We can swap out the GPU, add RAM, and take advantage of the eight PCIe slots, though upgrading the SSD will require Apple's assistance because they're tied to the machine's T2 security chip. We're going to be upgrading the RAM in our machine quite soon, so make sure to keep an eye out for that video.

Taking the casing off of the ‌Mac Pro‌ is a bit difficult because it's a tight fit and again, it's heavy, but once the casing has been removed, all of the internal components are easily accessible.

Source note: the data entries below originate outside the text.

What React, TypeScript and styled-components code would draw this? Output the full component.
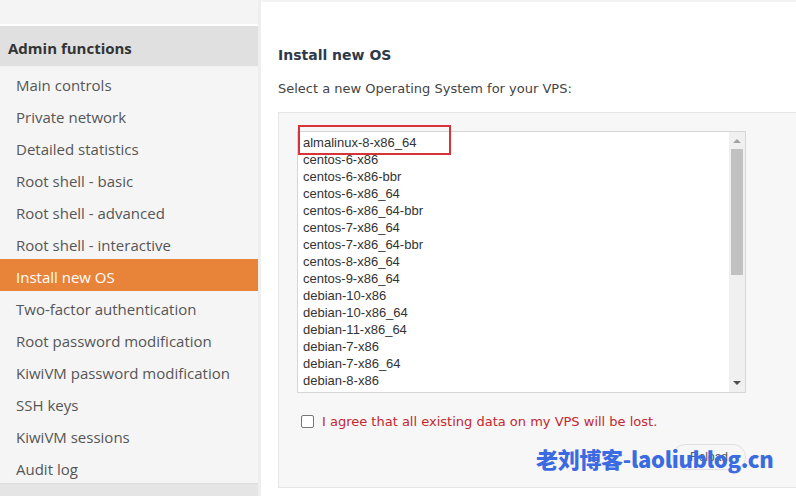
import React from "react";
import styled, { createGlobalStyle } from "styled-components";

const Global = createGlobalStyle`
  html, body { margin: 0; padding: 0; background: #ffffff; }
  body { width: 796px; height: 496px; overflow: hidden; }
  * { box-sizing: border-box; }
`;

const Page = styled.div`
  display: flex;
  width: 796px;
  height: 496px;
  position: relative;
  overflow: hidden;
`;

const Sidebar = styled.nav`
  width: 261px;
  flex: none;
  display: flex;
  flex-direction: column;
  background: #f5f5f5;
  border-right: 3px solid #eeeeee;
  font-family: "Open Sans", "Noto Sans", sans-serif;
`;

const SideTop = styled.div`
  height: 26px;
  background: #f4f4f4;
  border-bottom: 2px solid #ffffff;
`;

const SideHeader = styled.div`
  height: 41px;
  display: flex;
  align-items: center;
  padding: 4px 0 0 8px;
  background: #e0e0e0;
  border-bottom: 1px solid #f2f2f2;
  font-size: 15px;
  font-weight: 700;
  color: #333333;
`;

const NavItem = styled.div<{ $active?: boolean }>`
  height: 32px;
  display: flex;
  align-items: center;
  padding: 4px 0 0 16px;
  font-size: 15px;
  color: ${(p) => (p.$active ? "#ffffff" : "#555555")};
  background: ${(p) => (p.$active ? "#e8843a" : "transparent")};
`;

const SideBottom = styled.div`
  flex: 1;
  background: #e5e5e5;
  border-top: 1px solid #dcdcdc;
`;

const Main = styled.main`
  flex: 1;
  display: flex;
  flex-direction: column;
  padding: 44px 0 0 17px;
  background: #ffffff;
  border-top: 2px solid #f3f3f3;
  font-family: "DejaVu Sans", Verdana, sans-serif;
`;

const Title = styled.h2`
  margin: 0;
  font-size: 14px;
  font-weight: 700;
  color: #2d3a4a;
  line-height: 18px;
`;

const Lead = styled.p`
  margin: 17px 0 0 0;
  font-size: 13px;
  color: #444444;
  line-height: 16px;
`;

const Panel = styled.section`
  margin-top: 15px;
  height: 376px;
  background: #f7f7f7;
  border: 1px solid #e6e6e6;
  border-right: none;
  padding: 18px 0 0 18px;
  display: flex;
  flex-direction: column;
`;

const ListBox = styled.div`
  width: 449px;
  height: 262px;
  flex: none;
  background: #ffffff;
  border: 1px solid #d6d6d6;
  display: flex;
  position: relative;
`;

const Options = styled.div`
  flex: 1;
  overflow: hidden;
  padding: 2px 0 0 5px;
  font-family: "Liberation Sans", Arial, sans-serif;
  font-size: 13px;
  color: #333333;
`;

const Option = styled.div`
  height: 17px;
  line-height: 17px;
  white-space: nowrap;
`;

const Scrollbar = styled.div`
  width: 16px;
  flex: none;
  background: #f0f0f0;
  display: flex;
  flex-direction: column;
  align-items: center;
`;

const Arrow = styled.div`
  height: 17px;
  display: flex;
  align-items: center;
  justify-content: center;
`;

const Thumb = styled.div`
  width: 12px;
  height: 126px;
  background: #c1c1c1;
`;

const Track = styled.div`
  flex: 1;
`;

const Highlight = styled.div`
  position: absolute;
  left: 0;
  top: -7px;
  width: 153px;
  height: 30px;
  border: 2px solid #d7343a;
  pointer-events: none;
`;

const AgreeRow = styled.label`
  display: flex;
  align-items: center;
  margin-top: 21px;
  padding-left: 4px;
  gap: 8px;
  font-size: 13px;
  color: #c2282d;
`;

const Check = styled.span`
  width: 13px;
  height: 13px;
  border: 1px solid #767676;
  border-radius: 2px;
  background: #ffffff;
`;

const ButtonRow = styled.div`
  width: 449px;
  display: flex;
  justify-content: flex-end;
  margin-top: 15px;
`;

const Reload = styled.button`
  height: 26px;
  padding: 0 17px;
  border: 1px solid #e0e0e0;
  border-radius: 13px;
  background: #f7f7f7;
  font-family: "Liberation Sans", Arial, sans-serif;
  font-size: 12px;
  color: #555555;
`;

const Watermark = styled.div`
  position: absolute;
  left: 536px;
  top: 442px;
  font-family: "Noto Sans CJK SC", "Noto Sans", sans-serif;
  font-weight: 900;
  font-size: 22px;
  color: #3b6be0;
  white-space: nowrap;
  letter-spacing: -0.3px;
`;

const nav = [
  "Main controls",
  "Private network",
  "Detailed statistics",
  "Root shell - basic",
  "Root shell - advanced",
  "Root shell - interactive",
  "Install new OS",
  "Two-factor authentication",
  "Root password modification",
  "KiwiVM password modification",
  "SSH keys",
  "KiwiVM sessions",
  "Audit log",
];

const os = [
  "almalinux-8-x86_64",
  "centos-6-x86",
  "centos-6-x86-bbr",
  "centos-6-x86_64",
  "centos-6-x86_64-bbr",
  "centos-7-x86_64",
  "centos-7-x86_64-bbr",
  "centos-8-x86_64",
  "centos-9-x86_64",
  "debian-10-x86",
  "debian-10-x86_64",
  "debian-11-x86_64",
  "debian-7-x86",
  "debian-7-x86_64",
  "debian-8-x86",
  "debian-8-x86_64",
];

export default function App() {
  return (
    <Page>
      <Global />
      <Sidebar>
        <SideTop />
        <SideHeader>Admin functions</SideHeader>
        {nav.map((n) => (
          <NavItem key={n} $active={n === "Install new OS"}>
            {n}
          </NavItem>
        ))}
        <SideBottom />
      </Sidebar>
      <Main>
        <Title>Install new OS</Title>
        <Lead>Select a new Operating System for your VPS:</Lead>
        <Panel>
          <ListBox>
            <Options>
              {os.map((o) => (
                <Option key={o}>{o}</Option>
              ))}
            </Options>
            <Scrollbar>
              <Arrow>
                <svg width="8" height="5" viewBox="0 0 8 5">
                  <path d="M0 5 L4 1 L8 5 Z" fill="#a3a3a3" />
                </svg>
              </Arrow>
              <Thumb />
              <Track />
              <Arrow>
                <svg width="8" height="5" viewBox="0 0 8 5">
                  <path d="M0 0 L8 0 L4 4 Z" fill="#505050" />
                </svg>
              </Arrow>
            </Scrollbar>
            <Highlight />
          </ListBox>
          <AgreeRow>
            <Check />
            I agree that all existing data on my VPS will be lost.
          </AgreeRow>
          <ButtonRow>
            <Reload>Reload</Reload>
          </ButtonRow>
        </Panel>
      </Main>
      <Watermark>老刘博客-laoliublog.cn</Watermark>
    </Page>
  );
}
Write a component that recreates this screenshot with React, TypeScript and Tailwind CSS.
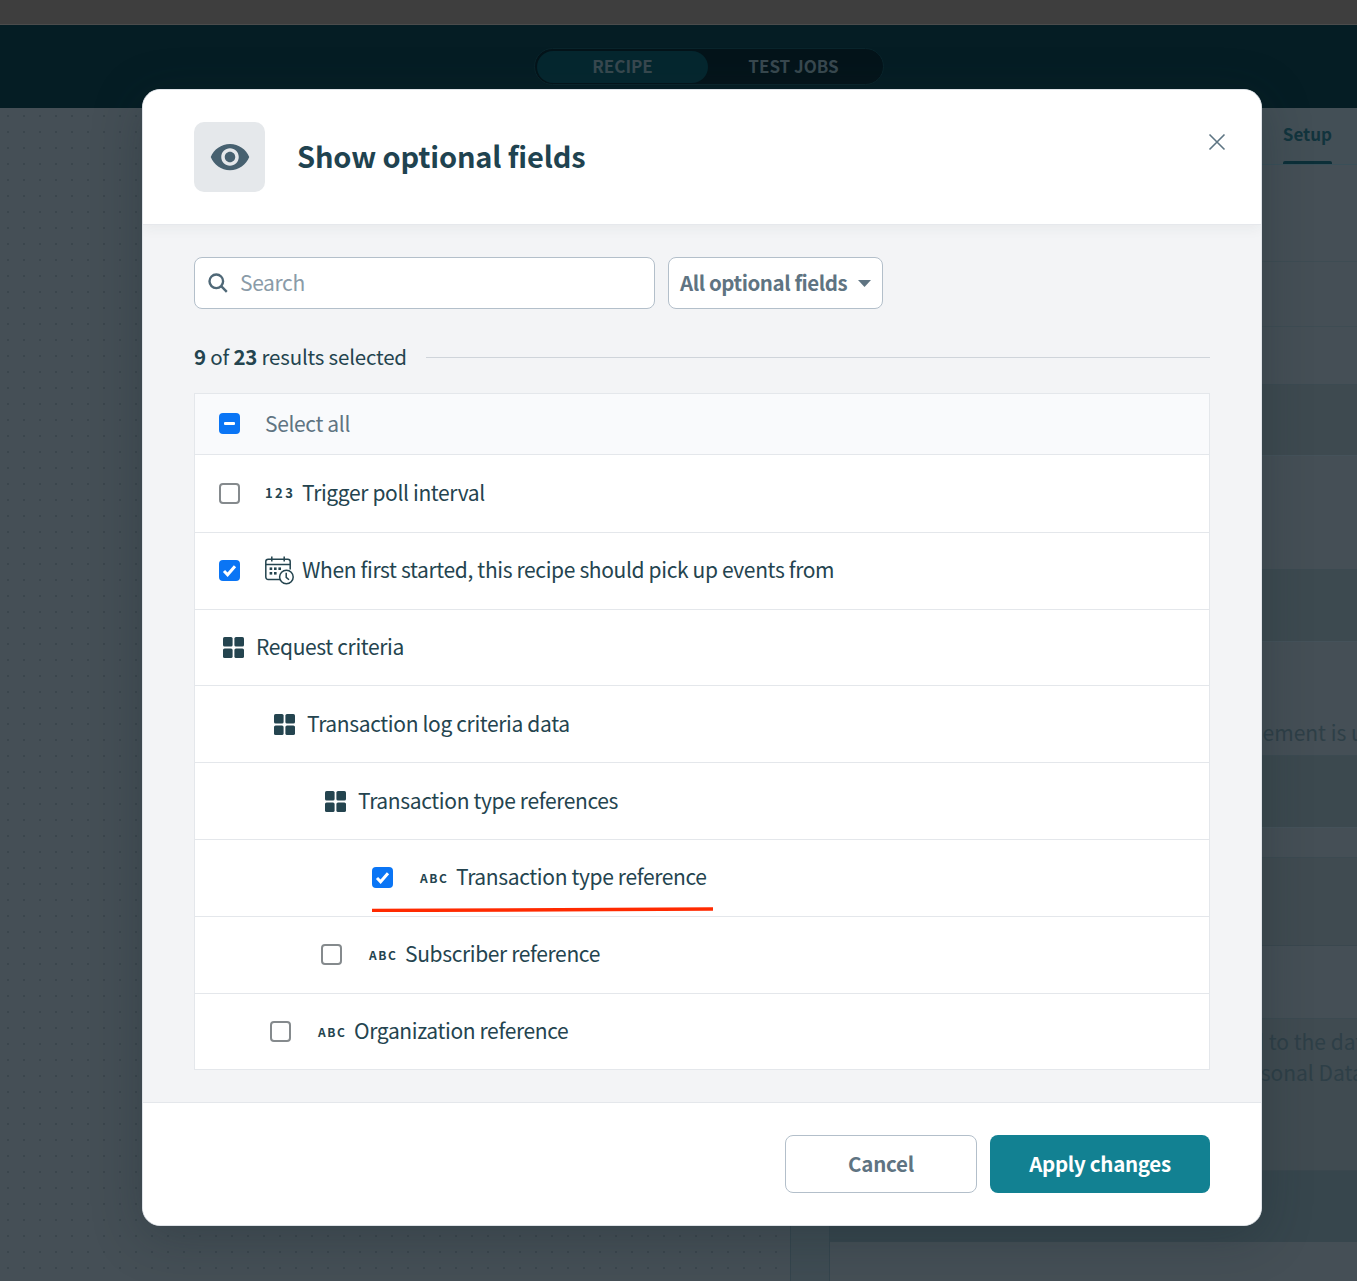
import React from "react";

const F = "font-['Noto_Sans_CJK_SC','Liberation_Sans',sans-serif]";

function GridIcon() {
  return (
    <svg width="21" height="21" viewBox="0 0 21 21" className="shrink-0" fill="#24444f">
      <rect x="0" y="0" width="9.6" height="9.6" rx="1.6" />
      <rect x="11.4" y="0" width="9.6" height="9.6" rx="1.6" />
      <rect x="0" y="11.4" width="9.6" height="9.6" rx="1.6" />
      <rect x="11.4" y="11.4" width="9.6" height="9.6" rx="1.6" />
    </svg>
  );
}

function Box({ state }: { state: "on" | "off" | "some" }) {
  if (state === "off") {
    return <span className="block shrink-0 w-[21px] h-[21px] rounded-[4px] border-2 border-[#858a8d] bg-white" />;
  }
  return (
    <span className="flex shrink-0 items-center justify-center w-[21px] h-[21px] rounded-[4px] bg-[#0a75f5]">
      {state === "on" ? (
        <svg width="15" height="13" viewBox="0 0 15 13" fill="none">
          <path d="M2 7l3.6 3.8L13 2.2" stroke="#fff" strokeWidth="3" />
        </svg>
      ) : (
        <span className="block w-[11px] h-[3px] bg-white rounded-[1px]" />
      )}
    </span>
  );
}

function Calendar() {
  return (
    <svg width="29" height="29" viewBox="0 0 29 29" fill="none" stroke="#24444f" strokeWidth="1.5" className="shrink-0">
      <path d="M15 23.5H3.2A2.4 2.4 0 0 1 .8 21V5.6a2.4 2.4 0 0 1 2.4-2.4h19.6a2.4 2.4 0 0 1 2.4 2.4v8" />
      <path d="M.8 8.6h24.4M6.8 .6v5M19.2 .6v5" />
      <g fill="#24444f" stroke="none">
        <rect x="4.6" y="11.4" width="2.6" height="2.6" />
        <rect x="9" y="11.4" width="2.6" height="2.6" />
        <rect x="13.4" y="11.4" width="2.6" height="2.6" />
        <rect x="4.6" y="16" width="2.6" height="2.6" />
        <rect x="9" y="16" width="2.6" height="2.6" />
      </g>
      <circle cx="21.4" cy="21" r="6.8" fill="#fff" />
      <path d="M21.2 16.8v4.6l2.8 2.4" />
    </svg>
  );
}

function Tag({ children, w }: { children: React.ReactNode; w: string }) {
  return (
    <span className={`shrink-0 leading-[16px] font-bold text-[#24444f] ${w}`}>{children}</span>
  );
}

function Row({ h, pl, gap, children }: { h: string; pl: string; gap: string; children: React.ReactNode }) {
  return (
    <div className={`relative flex items-center border-b border-[#e4e7eb] bg-white ${h} ${pl} ${gap}`}>{children}</div>
  );
}

function Label({ children }: { children: React.ReactNode }) {
  return <span className="text-[21px] leading-[30px] tracking-[-0.36px] pb-[3px] text-[#24444f] whitespace-nowrap">{children}</span>;
}

export default function App() {
  return (
    <div className={`relative w-[1357px] h-[1281px] overflow-hidden bg-[#454f56] ${F}`}>
      <div className="h-[25px] bg-[#3e3e3e] border-b border-[#4c4c4c]" />
      <div className="h-[83px] bg-[#051d24] flex items-center justify-center">
        <div className="flex items-center w-[350px] h-[37px] ml-[61px] p-[2px] rounded-full border border-[#0a252c] bg-[#04141a] text-[17px] leading-[24px] font-bold text-[#394950]">
          <span className="flex items-center justify-center w-[171px] h-[32px] pb-[2px] rounded-full bg-[#05272f]">RECIPE</span>
          <span className="flex-1 text-center pb-[2px] pr-[2px]">TEST JOBS</span>
        </div>
      </div>

      <div className="flex h-[1173px]">
        <div className="w-[790px] shrink-0 bg-[#454f56] bg-[radial-gradient(#3b464d_1px,transparent_1.2px)] bg-[length:16px_16px]" />
        <div className="w-[40px] shrink-0 bg-[#3f4c53] border-x border-[#35454d]" />
        <div className="flex-1 flex flex-col min-w-0 text-[#2e3f47] text-[21px] leading-[30px]">
          <div className="h-[57px] flex justify-end items-start pr-[25px] border-b border-[#3a4f58] bg-[#434f56]">
            <div className="relative h-[56px] pt-[13px] text-[17px] leading-[26px] font-bold text-[#12343d]">
              Setup
              <span className="absolute left-0 right-0 bottom-0 h-[3px] rounded-t-[2px] bg-[#0c2f38]" />
            </div>
          </div>
          <div className="h-[97px] border-b border-[#3e4c53]" />
          <div className="h-[65px] border-b border-[#3e4c53]" />
          <div className="h-[58px] border-b border-[#3c4a51]" />
          <div className="h-[71px] bg-[#3e4a50] border-b border-[#45525a]" />
          <div className="h-[114px] border-b border-[#3c4a51]" />
          <div className="h-[72px] bg-[#3d4a50] border-b border-[#45525a]" />
          <div className="h-[114px] border-b border-[#3c4a51] pt-[75px] pl-[415px] whitespace-nowrap">element is used</div>
          <div className="h-[72px] bg-[#3c494f] border-b border-[#45525a]" />
          <div className="h-[30px] border-b border-[#3c4a51]" />
          <div className="h-[88px] bg-[#404b51] border-b border-[#3a474e]" />
          <div className="h-[73px] border-b border-[#3c4a51]" />
          <div className="h-[152px] bg-[#404b51] border-b border-[#3a474e] pt-[7px] whitespace-nowrap">
            <div className="pl-[352px]">mapped to the data for</div>
            <div className="mt-[1px] pl-[374px]">of Personal Data</div>
          </div>
          <div className="h-[71px] bg-[#37464d]" />
          <div className="flex-1" />
        </div>
      </div>

      <div className="absolute left-[142px] top-[89px] w-[1120px] h-[1137px] flex flex-col rounded-[18px] bg-white border border-[#dfe3e8] overflow-hidden shadow-[0_10px_50px_rgba(20,35,42,0.3)]">
        <div className="relative z-10 h-[135px] shrink-0 flex items-center pl-[51px] bg-white border-b border-[#e6e8ec] shadow-[0_4px_12px_rgba(30,50,60,0.05)]">
          <div className="flex items-center justify-center w-[71px] h-[70px] rounded-[10px] bg-[#e5e8eb]">
            <svg width="42" height="42" viewBox="0 0 24 24" fill="#476170">
              <path d="M12 4.5C7 4.5 2.73 7.61 1 12c1.73 4.39 6 7.5 11 7.5s9.27-3.11 11-7.5c-1.73-4.39-6-7.5-11-7.5zM12 17c-2.76 0-5-2.24-5-5s2.24-5 5-5 5 2.24 5 5-2.24 5-5 5zm0-8c-1.66 0-3 1.34-3 3s1.34 3 3 3 3-1.34 3-3-1.34-3-3-3z" />
            </svg>
          </div>
          <h1 className="ml-[32px] pb-[4px] text-[29px] leading-[40px] tracking-[-0.15px] font-bold text-[#1f4350]">Show optional fields</h1>
          <svg width="18" height="18" viewBox="0 0 18 18" fill="none" stroke="#5e7583" strokeWidth="1.6" className="absolute right-[35px] top-[43px]">
            <path d="M1.5 1.5l15 15M16.500 1.500l-15 15" />
          </svg>
        </div>

        <div className="flex-1 flex flex-col bg-[#f3f4f6] px-[51px] pt-[32px]">
          <div className="flex gap-[13px] h-[52px]">
            <div className="flex items-center w-[461px] pl-[13px] rounded-[8px] border border-[#b3bfca] bg-white">
              <svg width="20" height="20" viewBox="0 0 20 20" fill="none" stroke="#4f6877" strokeWidth="2.4">
                <circle cx="8.300" cy="8.300" r="6.800" />
                <path d="M13.200 13.200l5.600 5.600" />
              </svg>
              <span className="ml-[12px] pb-[2px] text-[21px] leading-[30px] tracking-[-0.36px] text-[#8a9ba8]">Search</span>
            </div>
            <div className="flex items-center w-[215px] pl-[11px] rounded-[8px] border border-[#b3bfca] bg-white">
              <span className="pb-[2px] text-[20.5px] leading-[30px] tracking-[-0.45px] font-semibold text-[#5f7482] whitespace-nowrap">All optional fields</span>
              <svg width="13" height="7" viewBox="0 0 13 7" fill="#5f7482" className="ml-[11px]">
                <path d="M0 0h13L6.500 7z" />
              </svg>
            </div>
          </div>

          <div className="flex items-center h-[30px] mt-[33px]">
            <span className="pb-[2px] text-[20.5px] leading-[30px] tracking-[-0.2px] text-[#24444f] whitespace-nowrap">
              <span className="font-semibold">9</span> of <span className="font-semibold">23</span> results selected
            </span>
            <span className="flex-1 ml-[19px] h-px bg-[#cfd4da]" />
          </div>

          <div className="mt-[21px] border border-[#e4e7eb] border-b-0">
            <div className="flex items-center h-[61px] pl-[24px] pb-[1px] gap-[25px] bg-[#f9fafc] border-b border-[#e4e7eb]">
              <Box state="some" />
              <span className="pb-[2px] text-[21px] leading-[30px] tracking-[-0.36px] text-[#5f7482]">Select all</span>
            </div>
            <Row h="h-[78px] pb-[1px]" pl="pl-[24px]" gap="gap-[8px]">
              <Box state="off" />
              <Tag w="ml-[17px] w-[29px] text-[13px] tracking-[2.4px]">123</Tag>
              <Label>Trigger poll interval</Label>
            </Row>
            <Row h="h-[77px] pb-[1px]" pl="pl-[24px]" gap="gap-[9px]">
              <Box state="on" />
              <span className="ml-[16px] -mr-[1px] flex"><Calendar /></span>
              <Label>When first started, this recipe should pick up events from</Label>
            </Row>
            <Row h="h-[76px]" pl="pl-[28px]" gap="gap-[12px]">
              <GridIcon />
              <Label>Request criteria</Label>
            </Row>
            <Row h="h-[77px]" pl="pl-[79px]" gap="gap-[12px]">
              <GridIcon />
              <Label>Transaction log criteria data</Label>
            </Row>
            <Row h="h-[77px]" pl="pl-[130px]" gap="gap-[12px]">
              <GridIcon />
              <Label>Transaction type references</Label>
            </Row>
            <Row h="h-[77px] pb-[1px]" pl="pl-[177px]" gap="gap-[8px]">
              <Box state="on" />
              <Tag w="ml-[19px] w-[28px] text-[12px] tracking-[1.6px]">ABC</Tag>
              <Label>Transaction type reference</Label>
              <svg width="342" height="6" viewBox="0 0 342 6" className="absolute left-[177px] top-[66px]">
                <path d="M0 4.500L341 3" stroke="#ff2a00" strokeWidth="3.500" />
              </svg>
            </Row>
            <Row h="h-[77px] pb-[1px]" pl="pl-[126px]" gap="gap-[8px]">
              <Box state="off" />
              <Tag w="ml-[19px] w-[28px] text-[12px] tracking-[1.6px]">ABC</Tag>
              <Label>Subscriber reference</Label>
            </Row>
            <Row h="h-[76px]" pl="pl-[75px]" gap="gap-[8px]">
              <Box state="off" />
              <Tag w="ml-[19px] w-[28px] text-[12px] tracking-[1.6px]">ABC</Tag>
              <Label>Organization reference</Label>
            </Row>
          </div>
        </div>

        <div className="h-[123px] shrink-0 flex justify-end items-start gap-[13px] pt-[32px] pr-[51px] bg-white border-t border-[#e4e7eb]">
          <button className="w-[192px] h-[58px] pb-[2px] rounded-[8px] border border-[#b3bfca] bg-white text-[20.5px] leading-[30px] tracking-[-0.2px] font-semibold text-[#5f7482]">Cancel</button>
          <button className="w-[220px] h-[58px] pb-[2px] rounded-[8px] bg-[#128192] text-[20.5px] leading-[30px] tracking-[-0.3px] font-semibold text-white">Apply changes</button>
        </div>
      </div>
    </div>
  );
}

There are both single wide and double wide PCIe slots, with the half-length slot preconfigured with Apple's I/O card. The I/O card features a 3.5mm headphone jack, two Thunderbolt 3 ports, and two USB-A ports. There are also two HDMI ports, a spot for the power supply, and two 10GB Ethernet ports. You'll find two additional Thunderbolt 3 ports at the top of the tower near the power button.

Going back to that lattice design, the ‌Mac Pro‌ is indeed as quiet as Apple promised. There are three fans on one side to optimize airflow, and the housing has been designed to act as a tight seal with internal ducts to maximize the thermal capacity.

The ‌Mac Pro‌ comes with a nice braided power cable, a Lightning to USB cable with the same braided design, nifty black Apple stickers, and a high-quality instruction manual. It also ships with a silver and space gray aluminum Magic Mouse and Magic Keyboard, which is a design unique to the new ‌Mac Pro‌.

The ‌Mac Pro‌ is an impressively built machine, and we're excited to put it through its paces and see what it can do. Stay tuned to MacRumors for more ‌Mac Pro‌ coverage, and let us know what you think of Apple's new machine.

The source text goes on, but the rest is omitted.